Granite Bay grads enter the 'real world'
The sunny morning provided the perfect background for the Granite Bay High School 2012 commencement, which was held on campus Saturday.
Of the 540 seniors, 93 percent will be off to college, said Principal Mike McGuire. Scholarship winnings for the class totaled more than $2.8 million. Eighty-five students graduated summa cum laude, with a grade point average of 4.0 and above.
The class's 279 varsity athletes helped win 13 league titles and five section championships thsi year.
Students considered themselves ready to move on.
“The teachers are extremely amazing,” said graduating senior Alana York.
She plans to train horses, after getting a degree in leadership at Azusa Pacific University in California.
“I’m excited for the next chapter in my life," York said.
Chad Alvarez earned the Naval Reserve Officers Training Corps Scholarship and Chancellor’s Scholarship for the University of Colorado at Boulder.

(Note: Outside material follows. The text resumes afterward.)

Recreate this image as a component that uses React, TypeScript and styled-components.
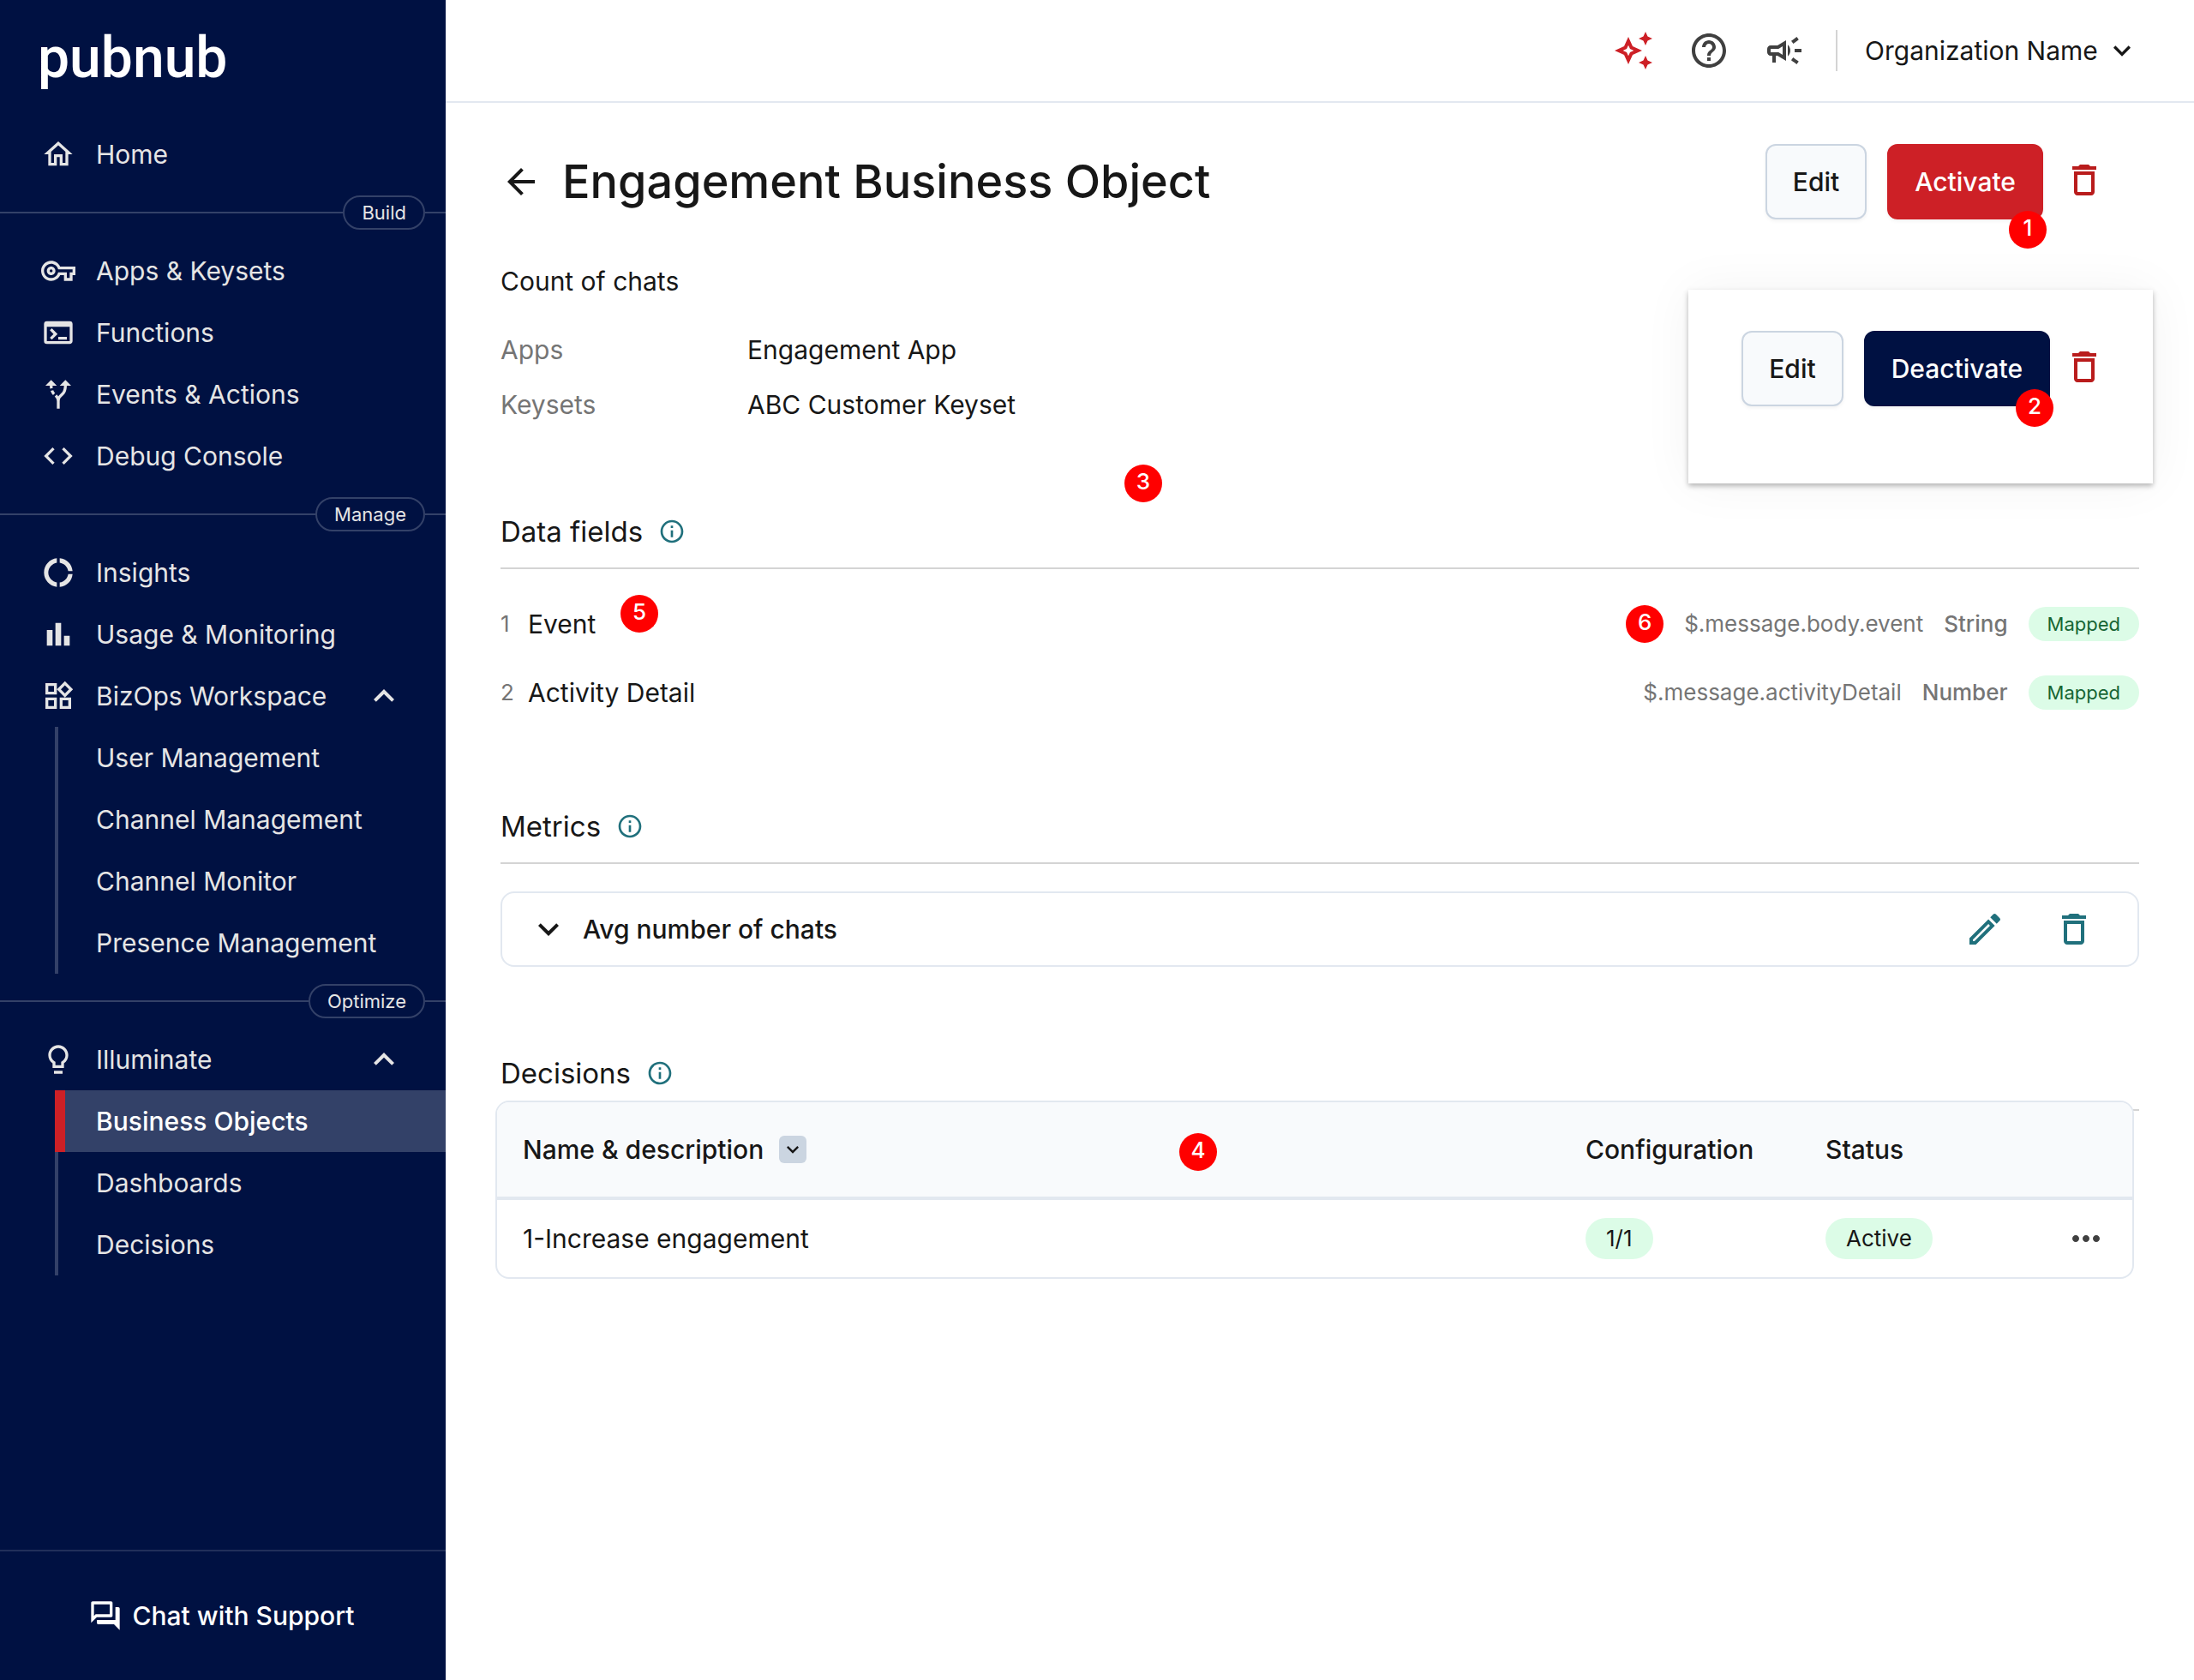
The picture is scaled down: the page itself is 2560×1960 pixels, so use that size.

“The school’s prepared me for college and just getting along with life,” he said, although he also said he will miss the friends he’s made over the last four years.
Kris Wilmarth, mother of Kate Wilmarth, said she felt the kids were a lot more prepared than her generation.
“My husband’s a physician and (Kate) was taking science classes that he didn’t have until he got to Berkeley,” she said.
Although they may be well prepared, McGuire emphasized to the graduates the need for making informed decisions and following their dreams.
“If you are ever in any place where you wonder ‘Should I stay or should I go?’ the fact that the question even pops into your head tells you what the answer should be – go! Listen to your moral compass, your guardian angel," he said.
Alan Rabishaw’s daughter Elana is an honor student graduating this year.
“She came here in her sophomore year. In her junior year she took a semester off and studied in Israel,” Rabishaw said. “The kids who go to Granite Bay High School have a great advantage, with great classes, (Advanced Placement) opportunities, honors opportunities, great teachers, good atmosphere for learning … I think that most of the kids here have lots of opportunities in front of them and as long as they learn something and get some confidence, they can tackle anything in the world.”
Twins Moosa and Haroon Zaidi shared the honor of valedictorian this year.
Moosa Zaidi gave the analogy of being out in the woods, following their own path for the first time.
“It’s hard in the woods,” he said. “You may get lost, you may be chased by bears. Just remember – no bear is as tough as a Grizzly.”
Teacher Brandon Dell’Orto told the graduates they are leaving everything that has been pre-created for them, and now they are part of the solution.
“The premise of democracy is ‘It’s our job’ to do what we need to do,” Dell’Orto said. “Be important to somebody in this world. Make somebody’s life better.”